• Written problem
Produce a word-for-word copy of the listing below without its pictures.
— start Information shown —
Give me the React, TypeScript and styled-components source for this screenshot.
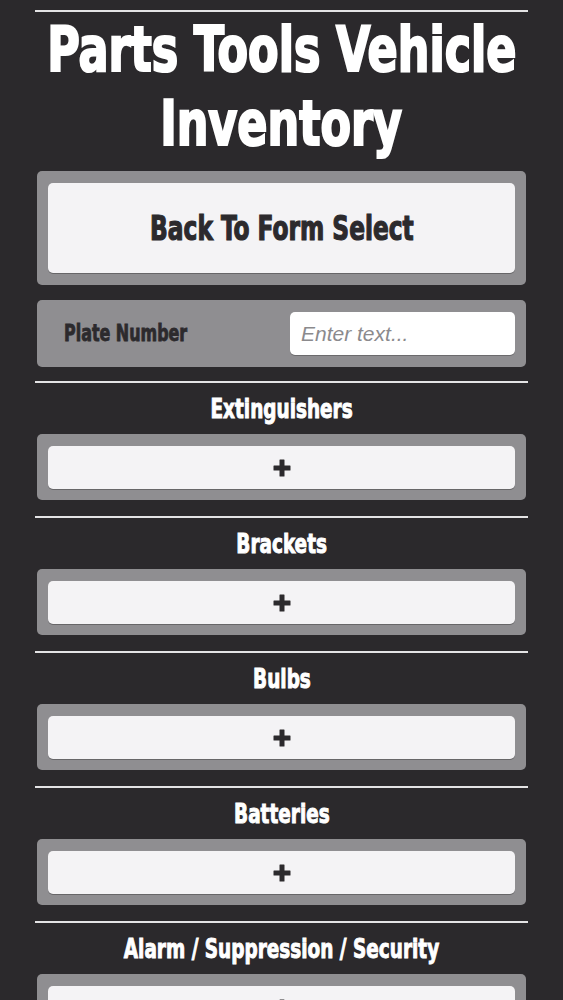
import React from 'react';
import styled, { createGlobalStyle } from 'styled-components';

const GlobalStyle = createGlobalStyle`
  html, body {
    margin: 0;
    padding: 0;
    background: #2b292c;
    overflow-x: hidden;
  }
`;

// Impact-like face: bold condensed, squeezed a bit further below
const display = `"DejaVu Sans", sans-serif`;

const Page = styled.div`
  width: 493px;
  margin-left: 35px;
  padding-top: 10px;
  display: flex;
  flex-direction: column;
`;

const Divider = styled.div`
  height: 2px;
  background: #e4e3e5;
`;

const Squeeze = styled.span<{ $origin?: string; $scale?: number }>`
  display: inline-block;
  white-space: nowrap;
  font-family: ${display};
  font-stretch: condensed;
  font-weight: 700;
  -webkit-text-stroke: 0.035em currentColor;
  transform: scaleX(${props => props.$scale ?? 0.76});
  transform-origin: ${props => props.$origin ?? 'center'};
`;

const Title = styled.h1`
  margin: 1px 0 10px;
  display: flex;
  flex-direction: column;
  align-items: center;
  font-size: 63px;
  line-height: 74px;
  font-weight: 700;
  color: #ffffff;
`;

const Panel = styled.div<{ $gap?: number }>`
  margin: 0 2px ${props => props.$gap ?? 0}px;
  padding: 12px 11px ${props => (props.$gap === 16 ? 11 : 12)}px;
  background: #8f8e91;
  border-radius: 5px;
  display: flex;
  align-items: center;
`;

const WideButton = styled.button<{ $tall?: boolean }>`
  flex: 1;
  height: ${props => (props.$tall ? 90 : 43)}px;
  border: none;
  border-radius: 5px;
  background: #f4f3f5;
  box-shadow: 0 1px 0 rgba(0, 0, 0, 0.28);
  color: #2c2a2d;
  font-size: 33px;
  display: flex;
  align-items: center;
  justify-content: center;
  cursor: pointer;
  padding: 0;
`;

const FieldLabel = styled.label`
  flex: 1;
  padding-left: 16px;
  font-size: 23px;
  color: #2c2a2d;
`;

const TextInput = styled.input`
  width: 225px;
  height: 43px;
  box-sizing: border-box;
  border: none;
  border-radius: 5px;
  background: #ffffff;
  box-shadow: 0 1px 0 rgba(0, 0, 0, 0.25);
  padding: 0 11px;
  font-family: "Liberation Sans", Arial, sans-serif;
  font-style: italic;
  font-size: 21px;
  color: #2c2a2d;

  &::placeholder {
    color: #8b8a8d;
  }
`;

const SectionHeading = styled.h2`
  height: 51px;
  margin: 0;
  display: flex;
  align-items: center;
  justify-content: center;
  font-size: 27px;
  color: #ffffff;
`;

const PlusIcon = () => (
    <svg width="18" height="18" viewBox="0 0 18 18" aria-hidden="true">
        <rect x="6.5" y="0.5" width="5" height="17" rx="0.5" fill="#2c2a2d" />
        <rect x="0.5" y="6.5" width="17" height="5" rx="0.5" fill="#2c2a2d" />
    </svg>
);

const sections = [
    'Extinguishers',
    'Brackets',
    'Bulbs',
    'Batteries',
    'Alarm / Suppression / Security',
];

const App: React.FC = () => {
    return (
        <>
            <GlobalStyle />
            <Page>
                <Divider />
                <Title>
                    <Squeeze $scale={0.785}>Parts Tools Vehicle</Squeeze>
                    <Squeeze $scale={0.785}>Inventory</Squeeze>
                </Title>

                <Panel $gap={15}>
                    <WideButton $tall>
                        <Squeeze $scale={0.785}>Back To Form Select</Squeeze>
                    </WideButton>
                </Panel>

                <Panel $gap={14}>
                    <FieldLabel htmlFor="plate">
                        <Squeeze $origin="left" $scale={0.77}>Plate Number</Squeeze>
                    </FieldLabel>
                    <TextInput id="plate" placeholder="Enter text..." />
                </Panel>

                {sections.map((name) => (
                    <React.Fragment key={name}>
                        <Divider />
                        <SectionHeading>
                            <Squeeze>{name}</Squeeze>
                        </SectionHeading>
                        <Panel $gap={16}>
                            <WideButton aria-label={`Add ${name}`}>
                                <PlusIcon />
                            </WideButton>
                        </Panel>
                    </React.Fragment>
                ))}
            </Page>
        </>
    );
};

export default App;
— end Information shown —
• Response for this exercise
Give me the React, TypeScript and styled-components source for this screenshot.
import React from 'react';
import styled, { createGlobalStyle } from 'styled-components';

const GlobalStyle = createGlobalStyle`
  html, body {
    margin: 0;
    padding: 0;
    background: #2b292c;
    overflow-x: hidden;
  }
`;

// Impact-like face: bold condensed, squeezed a bit further below
const display = `"DejaVu Sans", sans-serif`;

const Page = styled.div`
  width: 493px;
  margin-left: 35px;
  padding-top: 10px;
  display: flex;
  flex-direction: column;
`;

const Divider = styled.div`
  height: 2px;
  background: #e4e3e5;
`;

const Squeeze = styled.span<{ $origin?: string; $scale?: number }>`
  display: inline-block;
  white-space: nowrap;
  font-family: ${display};
  font-stretch: condensed;
  font-weight: 700;
  -webkit-text-stroke: 0.035em currentColor;
  transform: scaleX(${props => props.$scale ?? 0.76});
  transform-origin: ${props => props.$origin ?? 'center'};
`;

const Title = styled.h1`
  margin: 1px 0 10px;
  display: flex;
  flex-direction: column;
  align-items: center;
  font-size: 63px;
  line-height: 74px;
  font-weight: 700;
  color: #ffffff;
`;

const Panel = styled.div<{ $gap?: number }>`
  margin: 0 2px ${props => props.$gap ?? 0}px;
  padding: 12px 11px ${props => (props.$gap === 16 ? 11 : 12)}px;
  background: #8f8e91;
  border-radius: 5px;
  display: flex;
  align-items: center;
`;

const WideButton = styled.button<{ $tall?: boolean }>`
  flex: 1;
  height: ${props => (props.$tall ? 90 : 43)}px;
  border: none;
  border-radius: 5px;
  background: #f4f3f5;
  box-shadow: 0 1px 0 rgba(0, 0, 0, 0.28);
  color: #2c2a2d;
  font-size: 33px;
  display: flex;
  align-items: center;
  justify-content: center;
  cursor: pointer;
  padding: 0;
`;

const FieldLabel = styled.label`
  flex: 1;
  padding-left: 16px;
  font-size: 23px;
  color: #2c2a2d;
`;

const TextInput = styled.input`
  width: 225px;
  height: 43px;
  box-sizing: border-box;
  border: none;
  border-radius: 5px;
  background: #ffffff;
  box-shadow: 0 1px 0 rgba(0, 0, 0, 0.25);
  padding: 0 11px;
  font-family: "Liberation Sans", Arial, sans-serif;
  font-style: italic;
  font-size: 21px;
  color: #2c2a2d;

  &::placeholder {
    color: #8b8a8d;
  }
`;

const SectionHeading = styled.h2`
  height: 51px;
  margin: 0;
  display: flex;
  align-items: center;
  justify-content: center;
  font-size: 27px;
  color: #ffffff;
`;

const PlusIcon = () => (
    <svg width="18" height="18" viewBox="0 0 18 18" aria-hidden="true">
        <rect x="6.5" y="0.5" width="5" height="17" rx="0.5" fill="#2c2a2d" />
        <rect x="0.5" y="6.5" width="17" height="5" rx="0.5" fill="#2c2a2d" />
    </svg>
);

const sections = [
    'Extinguishers',
    'Brackets',
    'Bulbs',
    'Batteries',
    'Alarm / Suppression / Security',
];

const App: React.FC = () => {
    return (
        <>
            <GlobalStyle />
            <Page>
                <Divider />
                <Title>
                    <Squeeze $scale={0.785}>Parts Tools Vehicle</Squeeze>
                    <Squeeze $scale={0.785}>Inventory</Squeeze>
                </Title>

                <Panel $gap={15}>
                    <WideButton $tall>
                        <Squeeze $scale={0.785}>Back To Form Select</Squeeze>
                    </WideButton>
                </Panel>

                <Panel $gap={14}>
                    <FieldLabel htmlFor="plate">
                        <Squeeze $origin="left" $scale={0.77}>Plate Number</Squeeze>
                    </FieldLabel>
                    <TextInput id="plate" placeholder="Enter text..." />
                </Panel>

                {sections.map((name) => (
                    <React.Fragment key={name}>
                        <Divider />
                        <SectionHeading>
                            <Squeeze>{name}</Squeeze>
                        </SectionHeading>
                        <Panel $gap={16}>
                            <WideButton aria-label={`Add ${name}`}>
                                <PlusIcon />
                            </WideButton>
                        </Panel>
                    </React.Fragment>
                ))}
            </Page>
        </>
    );
};

export default App;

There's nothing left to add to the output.